Author Jen Campbell reviews The God Child by Nana Oforiatta for TOAST Book Club. We would love to hear your own thoughts and observations, so please do comment beneath the review.
The God Child is a novel filled with poetry: I thought of the stories my mother told me of my birth into this pale-moon world: white blonde nurses, white corridors, white walls, white floors in the children's ward of the Marienkrankenhaus.' Maya is born in Germany to Ghanaian parents, and the book jumps from her time living there, to living in England, and her visits to Ghana. She grows up being in awe of and embarrassed by her mother, whose house stands out on their street because she hangs her laundry outside, who always leaves price tags on her gifts, and who always makes a dramatic entrance: She was talking and laughing and waving her hands and everyone was looking at her as if she had taken the little bulbs from all the lanterns and put them inside of her, and I wished that sometimes she would just turn the light off.'
But her mother refuses to turn that light off: as always, there was gold trapped beneath her skin' and it's with the arrival of her cousin Kojo, that Maya begins to understand why. While Maya tries on her new voice' as she moves from country to country, and is told by her art teacher that she must copy and steal work from other people in order to succeed, Kojo tells her about the history of their family: how they were once royalty and their wealth has been stolen. When Maya tells her friend Christine about this, she doesn't believe her. Christine, whose house is white and standalone', and who, along with her classmates, enjoys touching Maya's hair and skin, passing [her] round on their laps like a doll', and invites Maya to play with her white Barbies and invent stories so long as those stories fit in with the Western narrative she is familiar with. Christine and the other white children do not want to hear about colonialism.

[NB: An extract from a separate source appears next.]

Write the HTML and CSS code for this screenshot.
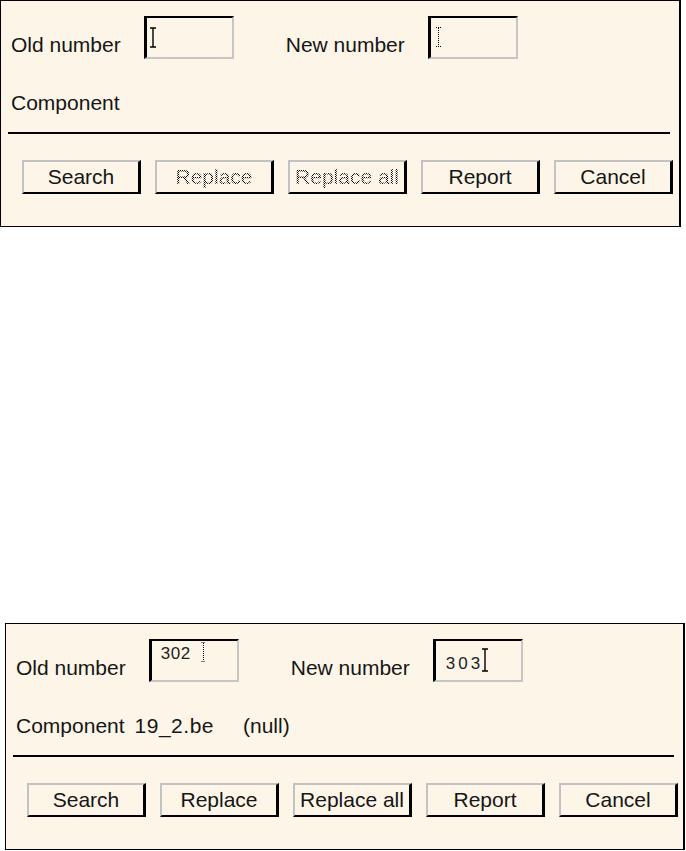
FILE: index.html
```html
<!DOCTYPE html>
<html>
<head>
<meta charset="utf-8">
<link rel="stylesheet" href="styles.css">
</head>
<body>
<div class="dialog d1">
  <div class="fields">
    <span class="label">Old number</span>
    <div class="field f1">
      <svg class="ibeam" width="8" height="21" viewBox="0 0 8 21"><path d="M1 1H7M4 1V20M1 20H7" stroke="#000" stroke-width="1.4" fill="none"/></svg>
    </div>
    <span class="label l-new">New number</span>
    <div class="field f2">
      <svg class="ibeam dotted" width="7" height="22" viewBox="0 0 7 22"><path d="M1 1.5H6M3.5 2V20M1 20.5H6" stroke="#000" stroke-width="1" stroke-dasharray="1 1" fill="none"/></svg>
    </div>
  </div>
  <div class="comp"><span class="label">Component</span></div>
  <div class="sep"></div>
  <div class="buttons">
    <button class="btn">Search</button>
    <button class="btn disabled">Replace</button>
    <button class="btn disabled">Replace all</button>
    <button class="btn">Report</button>
    <button class="btn">Cancel</button>
  </div>
</div>

<div class="dialog d2">
  <div class="fields">
    <span class="label">Old number</span>
    <div class="field f3">
      <span class="val v302">302</span>
      <svg class="ibeam dotted" width="5" height="22" viewBox="0 0 5 22"><path d="M0.5 1.5H4.5M2.5 2V20M0.5 20.5H4.5" stroke="#000" stroke-width="1" stroke-dasharray="1 1" fill="none"/></svg>
    </div>
    <span class="label l-new">New number</span>
    <div class="field f4">
      <span class="val v303">303</span>
      <svg class="ibeam" width="8" height="24" viewBox="0 0 8 24"><path d="M1 1H7M4 1V23M1 23H7" stroke="#000" stroke-width="1.4" fill="none"/></svg>
    </div>
  </div>
  <div class="comp">
    <span class="label">Component</span>
    <span class="label c-file">19_2.be</span>
    <span class="label c-null">(null)</span>
  </div>
  <div class="sep"></div>
  <div class="buttons">
    <button class="btn">Search</button>
    <button class="btn">Replace</button>
    <button class="btn">Replace all</button>
    <button class="btn">Report</button>
    <button class="btn">Cancel</button>
  </div>
</div>
</body>
</html>
```

FILE: styles.css
```css
html, body {
  margin: 0;
  padding: 0;
  background: #ffffff;
}

body {
  font-family: "Liberation Sans", Arial, sans-serif;
  color: #161616;
}

.dialog {
  box-sizing: border-box;
  background: #fdf5e7;
  border: 1px solid #000;
  border-right-width: 2px;
  height: 227px;
  padding: 15px 0 0 10px;
}

.d1 {
  width: 681px;
}

.d2 {
  width: 680px;
  margin-left: 5px;
  margin-top: 396px;
}

.fields {
  display: flex;
  align-items: flex-start;
  height: 43px;
}

.label {
  font-size: 21px;
  line-height: 24px;
  white-space: nowrap;
}

.fields .label {
  margin-top: 17px;
}

.l-new {
  margin-left: 52px;
}

.field {
  box-sizing: border-box;
  width: 90px;
  height: 43px;
  margin-left: 23px;
  border-top: 2px solid #000;
  border-left: 3px solid #000;
  border-right: 2px solid #c6c6c6;
  border-bottom: 2px solid #c6c6c6;
  display: flex;
  align-items: flex-start;
}

.ibeam {
  display: block;
  flex: none;
}

.f1 {
  padding: 9px 0 0 2px;
}

.f2 {
  padding: 8px 0 0 4px;
}

.f3 {
  padding: 0 0 0 9px;
}

.f4 {
  padding: 7px 0 0 10px;
}

.val {
  font-size: 17px;
  line-height: 17px;
  color: #222;
}

.v302 {
  margin-top: 4px;
  margin-right: 10px;
  letter-spacing: 0.5px;
}

.v303 {
  margin-top: 7px;
  letter-spacing: 3px;
  margin-right: -2px;
}

.comp {
  display: flex;
  margin-top: 32px;
}

.c-file {
  margin-left: 10px;
  letter-spacing: 0.5px;
}

.c-null {
  margin-left: 29px;
}

.sep {
  height: 2px;
  background: #000;
  margin: 17px 9px 0 -3px;
}

.buttons {
  display: flex;
  gap: 14px;
  margin-top: 26px;
  padding-left: 11px;
}

.btn {
  box-sizing: border-box;
  width: 119px;
  height: 34px;
  padding: 0;
  margin: 0;
  background: #fdf5e7;
  border-style: solid;
  border-width: 2px 3px 2px 2px;
  border-color: #c2c2c2 #000 #000 #c2c2c2;
  font-family: "Liberation Sans", Arial, sans-serif;
  font-size: 21px;
  line-height: 28px;
  color: #161616;
  text-align: center;
}

.btn.disabled {
  color: transparent;
  background-image: repeating-conic-gradient(#000 0 25%, transparent 0 50%);
  background-size: 2px 2px;
  background-color: #fdf5e7;
  -webkit-background-clip: text;
  background-clip: text;
}
```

Kojo goes on to tell Maya that school does not give them the history we are looking for, [my teacher] speaks only of his own life.' He says it is therefore their job, Maya and Kojo's, to resurrect their own history, to give voice to it and create a museum to reclaim the narrative of their kingdom, which has been appropriated and twisted. It was what we had to do. Recreate what had happened; not just on the pages, but in life too.'
Maya takes on the role of the god child, a Akwadaa Nyame, one who could hear the universe's whisperings more clearly that the noise of the world around them making right at each turn, the things that had formerly gone wrong.' She and Kojo pledge to not only open a museum but write a book of history, and whilst that book is referred to inside this novel, the novel in turn becomes that book.
I have read several reviews of this novel that criticise the pacing and the structure as being fragmented and inconsistent. And whilst no book is perfect, I think to criticise those things is to ignore that at least some of that is very intentional. Ayim tells us that this book will be different right at the beginning: I had been witness to a transformation; from a narrative too large, too unwieldy, too unconcerned with the small and the human, too couched in arrogance and entitlement to one of work, nobility, loyalty, fidelity.' The first narrative she is referring to is the colonisers' narrative. A sweeping story that refuses to focus on the human. By focusing instead on characters' small moments, and jumping from point to point, this novel shows how difficult it is for someone like Maya, whose story has been taken from them, to rebuild that story in its entirety. And, yes, that does mean, as Maya herself says, sometimes she skips pages in the book', and that, along with not providing translations for non-English words scattered throughout the text, tells the reader that they need to pay more attention. They need to do some of the work, too. The reader cannot, should not, be passive.
This book is like an art installation: different pieces that you pause on, that you don't always know the full story behind. Jumping from one point to another so that, like Maya, who looks at [her] reflection in the mirror, half there, half in another place' the reader is sometimes made to feel lost, to have the narrative rug pulled out from under their feet. That might feel uncomfortable. Dare I say, that is the point.